In fact, I intend to celebrate my new-found freedom from the malign influence of the politics industry tonight with some blue corn-chips and habanero picante sauce. Though I have to admit that even though I am accepting this intellectually, on the emotional level, there is part of me that is somewhat "having a cow" that we're really this fucked up of a state and a country now. But then again, any grieving process is bound to a complex and multi-faceted thing. As Reverse Engineer at Doomstead Diner is fond of saying, "See you on the other side!"

Monday, November 03, 2014

The First Honest Cable Company



But surely the Democrats will save us. Because we all know you're a secret Republican if you don't think so.

Sunday, November 02, 2014

Th-th-that's all, folks!



Well, according to Nate Silver's generally accurate political website, Scott Walker stands seventy-six percent chance of winning his re-election battle. And I not only early voted for Mary Burke on Monday, October 20, I also donated money despite previously promising myself I was done giving the frauds and fools of the inept Democratic Party political machine any more cash. So I did my part to stop my beloved home state from becoming a "red state", apparently to no avail.

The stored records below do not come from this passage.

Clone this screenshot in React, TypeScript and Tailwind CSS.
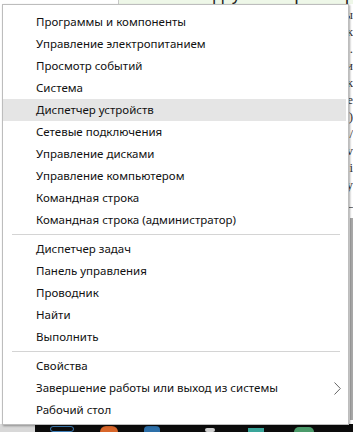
type Entry = { label: string; active?: boolean; sub?: boolean } | 'sep';

const entries: Entry[] = [
  { label: 'Программы и компоненты' },
  { label: 'Управление электропитанием' },
  { label: 'Просмотр событий' },
  { label: 'Система' },
  { label: 'Диспетчер устройств', active: true },
  { label: 'Сетевые подключения' },
  { label: 'Управление дисками' },
  { label: 'Управление компьютером' },
  { label: 'Командная строка' },
  { label: 'Командная строка (администратор)' },
  'sep',
  { label: 'Диспетчер задач' },
  { label: 'Панель управления' },
  { label: 'Проводник' },
  { label: 'Найти' },
  { label: 'Выполнить' },
  'sep',
  { label: 'Свойства' },
  { label: 'Завершение работы или выход из системы', sub: true },
  { label: 'Рабочий стол' },
];

// text of the article page peeking out on the right edge
const pageLines = ['ры', 'к', '.', 'и', 'Ск', 'е', 'о)', '/', 'v', 'i', 'у', '_'];

export default function App() {
  return (
    <div className="relative w-[353px] h-[432px] overflow-hidden bg-white flex flex-col font-['Noto_Sans',sans-serif]">
      {/* page behind the menu */}
      <div className="flex-1 flex flex-col">
        <div className="flex h-[4px] overflow-visible">
          <div className="w-[118px] shrink-0" />
          <div className="flex-1 border-l border-[#c8c8c8] bg-[#eef7e8] overflow-hidden relative">
            <div className="absolute left-[56px] bottom-[1px] text-[18px] leading-none text-[#222] font-['Liberation_Sans',sans-serif] whitespace-nowrap">
              вкладку «Контроллеры
            </div>
          </div>
        </div>
        <div className="flex-1 flex justify-end">
          <div className="w-[40px] flex flex-col text-right text-[13px] leading-[17px] text-[#333] pt-[2px] overflow-hidden font-['Liberation_Serif',serif] mr-[-3px]">
            {pageLines.map((l, i) => (
              <span key={i}>{l}</span>
            ))}
          </div>
          <div className="w-[3px] mt-[214px] mb-[4px] bg-[#a8a8a8]" />
        </div>
      </div>

      {/* taskbar */}
      <div className="h-[8px] bg-[#0c0c0c] flex items-start">
        <div className="w-[35px] h-full bg-[#d8d8d8]" />
        <div className="ml-[15px] w-[24px] h-[6px] rounded-full border border-[#3f7fb8] mt-[2px]" />
        <div className="ml-[26px] w-[18px] h-[6px] rounded-t-full bg-[#d8662a] mt-[2px]" />
        <div className="ml-[26px] w-[16px] h-[6px] rounded-t-sm bg-[#2d6fa8] mt-[2px]" />
        <div className="ml-[45px] w-[10px] h-[4px] rounded-full bg-[#cfcfcf] mt-[4px]" />
        <div className="ml-[33px] w-[16px] h-[4px] bg-[#3aa59a] mt-[4px]" />
        <div className="ml-[30px] w-[20px] h-[5px] rounded-t-full bg-[#4b9a6a] mt-[3px]" />
      </div>

      {/* Win+X menu */}
      <div className="absolute left-[2px] top-[4px] w-[347px] h-[421px] bg-white border border-[#bdbdbd] shadow-[1px_1px_2px_rgba(0,0,0,0.35)] pt-[6px] pb-[3px] pr-[2px] flex flex-col">
        {entries.map((e, i) =>
          e === 'sep' ? (
            <div key={i} className="h-[7px] flex items-center pl-[9px] pr-[6px]">
              <div className="h-px w-full bg-[#d4d4d4]" />
            </div>
          ) : (
            <div
              key={i}
              className={`h-[22px] shrink-0 flex items-center pl-[33px] pr-[5px] text-[11.5px] text-[#111] ${e.active ? 'bg-[#e5e5e5]' : ''}`}
            >
              <span className="flex-1 whitespace-nowrap">{e.label}</span>
              {e.sub && (
                <svg width="7" height="13" viewBox="0 0 7 13" className="text-[#666]">
                  <polyline points="0.5,0.5 6.3,6.5 0.5,12.5" fill="none" stroke="currentColor" strokeWidth="1" />
                </svg>
              )}
            </div>
          )
        )}
      </div>
    </div>
  );
}
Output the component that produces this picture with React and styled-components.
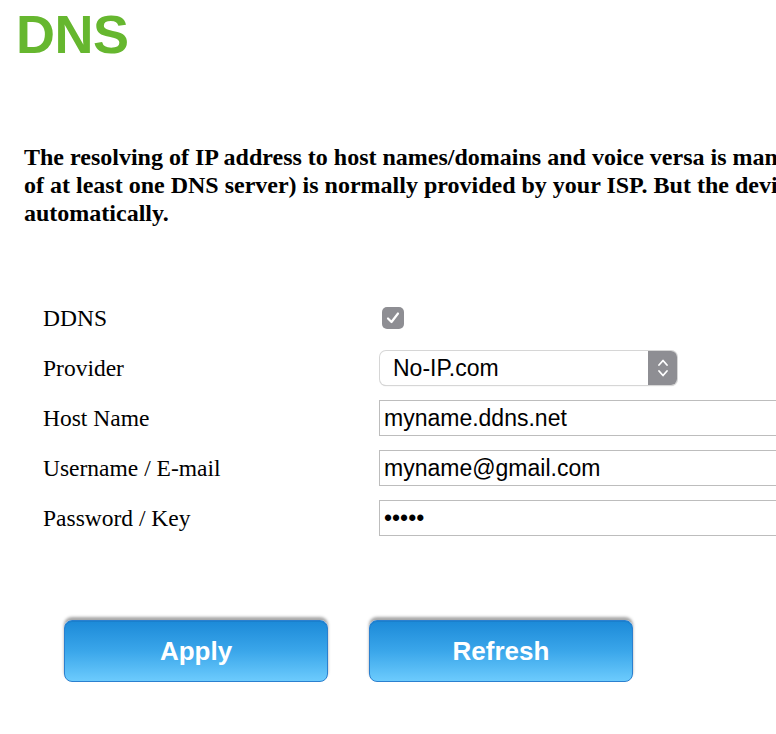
import React from 'react'
import styled, { createGlobalStyle } from 'styled-components'

const GlobalStyle = createGlobalStyle`
  html, body {
    margin: 0;
    padding: 0;
    background: #fff;
    overflow: hidden;
  }
  body {
    width: 776px;
    height: 734px;
  }
`

const Page = styled.div`
  width: 776px;
  height: 734px;
  overflow: hidden;
  background: #fff;
`

const Title = styled.h1`
  margin: 7px 0 0 16px;
  font-family: "Liberation Sans", Arial, sans-serif;
  font-weight: bold;
  font-size: 54px;
  line-height: 54px;
  color: #66b72f;
  letter-spacing: -0.5px;
`

// the sentence runs past the right edge in the original, so lines are broken by hand
const Intro = styled.p`
  margin: 82px 0 0 24px;
  font-family: "Liberation Serif", "Times New Roman", serif;
  font-weight: bold;
  font-size: 24px;
  line-height: 28px;
  color: #000;
  white-space: nowrap;
`

const Form = styled.div`
  display: grid;
  grid-template-columns: 336px 1fr;
  grid-auto-rows: 50px;
  align-items: center;
  margin: 66px 0 0 43px;
`

const Label = styled.div`
  font-family: "Liberation Serif", "Times New Roman", serif;
  font-size: 23.5px;
  color: #000;
`

const Check = styled.span`
  display: flex;
  align-items: center;
  justify-content: center;
  width: 22px;
  height: 22px;
  margin-left: 3px;
  border-radius: 5px;
  background: #8e8e93;
`

const Select = styled.div`
  display: flex;
  align-items: stretch;
  width: 297px;
  height: 34px;
  margin-left: 1px;
  box-sizing: border-box;
  border-radius: 6px;
  background: #fff;
  box-shadow: 0 0 0 1px #d6d6d6, 0 1px 1px rgba(0, 0, 0, 0.25);
  overflow: hidden;
`

const SelectText = styled.span`
  flex: 1;
  display: flex;
  align-items: center;
  padding-left: 13px;
  font-family: "Liberation Sans", Arial, sans-serif;
  font-size: 23px;
  color: #000;
`

const Stepper = styled.span`
  display: flex;
  align-items: center;
  justify-content: center;
  width: 29px;
  background: #8e8e93;
`

const Field = styled.input`
  width: 430px;
  height: 36px;
  box-sizing: border-box;
  margin: 0;
  padding: 0 4px;
  border: 1px solid #bdbdbd;
  border-radius: 0;
  outline: none;
  font-family: "Liberation Sans", Arial, sans-serif;
  font-size: 23px;
  color: #000;
  background: #fff;
`

const Buttons = styled.div`
  display: flex;
  gap: 41px;
  margin: 77px 0 0 64px;
`

const Button = styled.button`
  width: 264px;
  height: 62px;
  border: 1px solid #2b80cf;
  border-radius: 8px;
  background: linear-gradient(#1c8ad8, #3aa6ea 50%, #6ccbfd);
  box-shadow: 0 -3px 3px rgba(0, 0, 0, 0.35), inset 0 1px 0 #1a7fcc;
  color: #fff;
  font-family: "Liberation Sans", Arial, sans-serif;
  font-weight: bold;
  font-size: 26px;
  cursor: pointer;
`

const CheckMark = () => (
  <svg width="16" height="16" viewBox="0 0 16 16">
    <path d="M3 8.5 L6.5 12 L13 3.5" fill="none" stroke="#fff" strokeWidth="2.2" strokeLinecap="round" strokeLinejoin="round" />
  </svg>
)

const Chevrons = () => (
  <svg width="14" height="24" viewBox="0 0 14 24">
    <path d="M3 9 L7 4.5 L11 9" fill="none" stroke="#fff" strokeWidth="1.8" strokeLinecap="round" strokeLinejoin="round" />
    <path d="M3 15 L7 19.5 L11 15" fill="none" stroke="#fff" strokeWidth="1.8" strokeLinecap="round" strokeLinejoin="round" />
  </svg>
)

export default function App() {
  return (
    <Page>
      <GlobalStyle />
      <Title>DNS</Title>
      <Intro>
        The resolving of IP address to host names/domains and voice versa is managed by DNS servers. The configuration (the address
        <br />
        of at least one DNS server) is normally provided by your ISP. But the device can also obtain these settings
        <br />
        automatically.
      </Intro>
      <Form>
        <Label>DDNS</Label>
        <div><Check><CheckMark /></Check></div>
        <Label>Provider</Label>
        <Select>
          <SelectText>No-IP.com</SelectText>
          <Stepper><Chevrons /></Stepper>
        </Select>
        <Label>Host Name</Label>
        <Field readOnly value="myname.ddns.net" />
        <Label>Username / E-mail</Label>
        <Field readOnly value="myname@gmail.com" />
        <Label>Password / Key</Label>
        <Field readOnly type="password" value="12345" />
      </Form>
      <Buttons>
        <Button>Apply</Button>
        <Button>Refresh</Button>
      </Buttons>
    </Page>
  )
}
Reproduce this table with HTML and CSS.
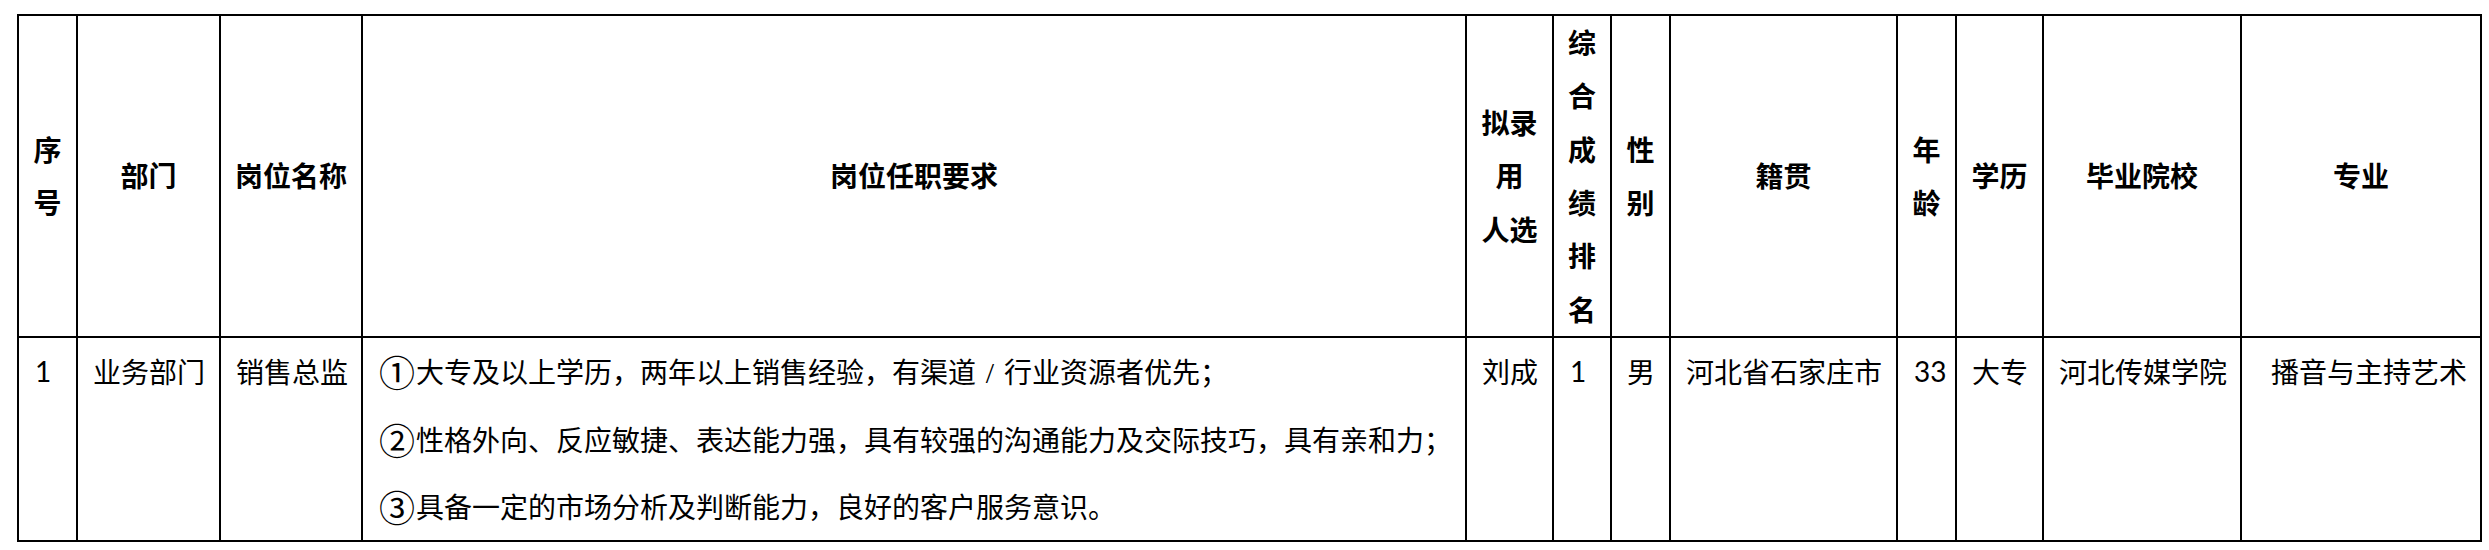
FILE: index.html
```html
<!DOCTYPE html>
<html lang="zh-CN">
<head>
<meta charset="utf-8">
<title>拟录用人选</title>
<link rel="stylesheet" href="styles.css">
</head>
<body>
<div class="page">
  <table class="grid">
    <colgroup>
      <col class="w-no">
      <col class="w-dept">
      <col class="w-post">
      <col class="w-req">
      <col class="w-name">
      <col class="w-rank">
      <col class="w-sex">
      <col class="w-origin">
      <col class="w-age">
      <col class="w-edu">
      <col class="w-school">
      <col class="w-major">
    </colgroup>
    <thead>
      <tr class="head">
        <th>序<br>号</th>
        <th>部门</th>
        <th>岗位名称</th>
        <th>岗位任职要求</th>
        <th>拟录<br>用<br>人选</th>
        <th>综<br>合<br>成<br>绩<br>排<br>名</th>
        <th>性<br>别</th>
        <th>籍贯</th>
        <th>年<br>龄</th>
        <th>学历</th>
        <th>毕业院校</th>
        <th>专业</th>
      </tr>
    </thead>
    <tbody>
      <tr class="data">
        <td class="num">1</td>
        <td>业务部门</td>
        <td>销售总监</td>
        <td class="req">
          <div><span class="mark">①</span>大专及以上学历，两年以上销售经验，有渠道<span class="sep">/</span>行业资源者优先；</div>
          <div><span class="mark">②</span>性格外向、反应敏捷、表达能力强，具有较强的沟通能力及交际技巧，具有亲和力；</div>
          <div><span class="mark">③</span>具备一定的市场分析及判断能力，良好的客户服务意识。</div>
        </td>
        <td>刘成</td>
        <td class="num">1</td>
        <td>男</td>
        <td>河北省石家庄市</td>
        <td class="num">33</td>
        <td>大专</td>
        <td>河北传媒学院</td>
        <td class="major">播音与主持艺术</td>
      </tr>
    </tbody>
  </table>
</div>
</body>
</html>
```

FILE: styles.css
```css
html, body {
  margin: 0;
  padding: 0;
  background: #ffffff;
}

.page {
  padding: 14px 0 0 17px;
}

.grid {
  border-collapse: collapse;
  table-layout: fixed;
  width: 2465px;
  font-family: "Noto Sans CJK SC", sans-serif;
  font-size: 28px;
  color: #000000;
}

.w-no { width: 59px; }
.w-dept { width: 143px; }
.w-post { width: 142px; }
.w-req { width: 1104px; }
.w-name { width: 87px; }
.w-rank { width: 58px; }
.w-sex { width: 59px; }
.w-origin { width: 227px; }
.w-age { width: 59px; }
.w-edu { width: 87px; }
.w-school { width: 198px; }
.w-major { width: 240px; }

.grid th,
.grid td {
  border: 2px solid #000000;
  white-space: nowrap;
  overflow: visible;
}

.head th {
  font-weight: 700;
  line-height: 53.33px;
  padding: 0;
  text-align: center;
  vertical-align: middle;
}

.data td {
  font-weight: 400;
  line-height: 67px;
  padding: 0 0 0 15px;
  text-align: left;
  vertical-align: top;
}

.data td.num {
  font-family: "Lato", "Noto Sans CJK SC", sans-serif;
  padding-left: 16px;
}

.data td.major {
  padding-left: 29px;
}

.data td.req {
  padding-left: 16px;
}

.req div {
  line-height: 67px;
}

.mark {
  display: inline-block;
  width: 37px;
  font-size: 36px;
  line-height: 1;
  text-align: left;
  vertical-align: -4px;
}

.sep {
  display: inline-block;
  width: 28px;
  text-align: center;
  font-family: "Liberation Serif", serif;
  font-size: 30px;
}
```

While this certainly isn't a good thing, it's always important to see the silver lining on the cloud. And in this case, the silver lining is a pretty major one, in other words, being done with the sorry-ass politics industry in this country and getting to the point where I can truly accept that whatever is going to happen is simply going to happen. The race looks to be pretty close, so I'll save dumping my usual bucket of piss and vinegar on the hacks of the Democratic Party until Wednesday.

I'll have egg on my face in a pretty major way if it turns out Nate Silver is wrong, but in such a case, it will be good to be wrong.